Como la cosa se alargaba, al príncipe inglés Carlos no se le ocurrió otra que plantarse de incógnito en España, disfrazado y bajo el nombre de John Smith, para negociar en persona y volver a Inglaterra con la esposa puesta. Cuatro meses se tiró negociando, para al final decir a todo que sí aquel 7 de julio. Aceptó hasta convertirse al catolicismo. Pero fue abandonar suelo español, pendientes ambas partes solo del matrimonio por poderes, cuando desde España se le comunicó al delfín Carlos que, de lo dicho, nada de nada. Que no había boda.

Carlos se quedó sin esposa, los ingleses recibieron la noticia con alivio porque no les gustaba el apaño, y un año después Inglaterra nos declaró la guerra por haberles toreado durante diez años.

Matrimonios a pares

Si en las líneas que preceden hablábamos de un compromiso matrimonial frustrado, en las que siguen toca celebrar dos bodas de larga duración que, sin embargo, tenían todas las papeletas para haber fracasado. El primero de abril de 1843 los hermanos siameses Chang y Eng se casaron con dos hermanas gemelas en Carolina del Norte, en Estados Unidos. Con qué ánimo se pueden llevar a cuestas dos matrimonios cuando los maridos son inseparables. Literalmente inseparables. Pues como buenamente se pueda, porque cuando una esposa estaba con su marido, por narices tenía que estar con su cuñado, y en estos casos más vale llevarse bien.

Los siameses son hermanos gemelos unidos por una parte de su cuerpo, y precisamente el término «siamés» viene de Siam, el lugar donde nacieron los hermanos Chang y Eng, y que ahora está en la actual Tailandia. Esta pareja inseparable supo sacar provecho de su peculiaridad y se hizo de oro exhibiéndose por todo el mundo. Pero a los cuarenta y cuatro años, instalados ya en Estados Unidos, decidieron dar un paso vital: «¿Y si nos casamos?».

Eso sí, había que organizarse, así que mejor matrimoniar con dos hermanas que se llevaran estupendamente bien entre ellas. Las gemelas Adelaida y Sarah parecían las idóneas. Y se celebraron las bodas.

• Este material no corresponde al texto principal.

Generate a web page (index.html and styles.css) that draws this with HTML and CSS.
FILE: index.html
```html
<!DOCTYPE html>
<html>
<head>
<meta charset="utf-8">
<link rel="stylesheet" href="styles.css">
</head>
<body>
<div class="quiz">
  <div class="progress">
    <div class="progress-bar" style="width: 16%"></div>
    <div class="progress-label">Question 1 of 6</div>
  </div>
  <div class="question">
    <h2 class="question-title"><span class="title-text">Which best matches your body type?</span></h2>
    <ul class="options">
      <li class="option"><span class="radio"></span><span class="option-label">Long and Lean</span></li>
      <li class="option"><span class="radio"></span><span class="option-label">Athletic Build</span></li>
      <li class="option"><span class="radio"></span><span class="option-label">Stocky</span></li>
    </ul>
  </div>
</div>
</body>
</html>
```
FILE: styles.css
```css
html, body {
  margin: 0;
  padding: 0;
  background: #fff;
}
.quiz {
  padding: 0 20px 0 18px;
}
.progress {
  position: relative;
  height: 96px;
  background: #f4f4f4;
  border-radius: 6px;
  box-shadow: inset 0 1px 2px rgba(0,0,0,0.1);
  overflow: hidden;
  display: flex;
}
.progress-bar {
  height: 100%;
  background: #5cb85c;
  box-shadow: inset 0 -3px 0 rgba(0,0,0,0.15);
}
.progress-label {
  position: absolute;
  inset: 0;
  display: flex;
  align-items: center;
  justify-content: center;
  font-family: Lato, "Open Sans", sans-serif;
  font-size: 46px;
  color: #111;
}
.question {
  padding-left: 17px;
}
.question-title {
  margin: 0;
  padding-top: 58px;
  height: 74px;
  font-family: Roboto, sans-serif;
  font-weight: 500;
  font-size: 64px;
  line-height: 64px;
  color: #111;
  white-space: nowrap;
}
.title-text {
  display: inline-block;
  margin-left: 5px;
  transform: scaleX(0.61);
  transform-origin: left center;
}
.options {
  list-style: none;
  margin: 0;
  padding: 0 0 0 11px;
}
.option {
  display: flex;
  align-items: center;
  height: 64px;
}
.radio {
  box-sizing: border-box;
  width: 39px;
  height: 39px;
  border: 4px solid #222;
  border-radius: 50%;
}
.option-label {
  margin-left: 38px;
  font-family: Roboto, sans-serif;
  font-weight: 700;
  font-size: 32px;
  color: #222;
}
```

Lo cierto es que planearon muy bien la convivencia que les esperaba. Para evitar malos rollos, cada esposa vivía en una granja, pero puesto que los siameses tenían que ir juntos a todas partes, cada tres días cambiaban de domicilio. Es decir, los dos hermanos vivían tres días consecutivos con cada mujer. Al tercer día, se iban a la otra granja con la otra esposa. Por supuesto, las sufridas mujeres siempre tenían al cuñado delante.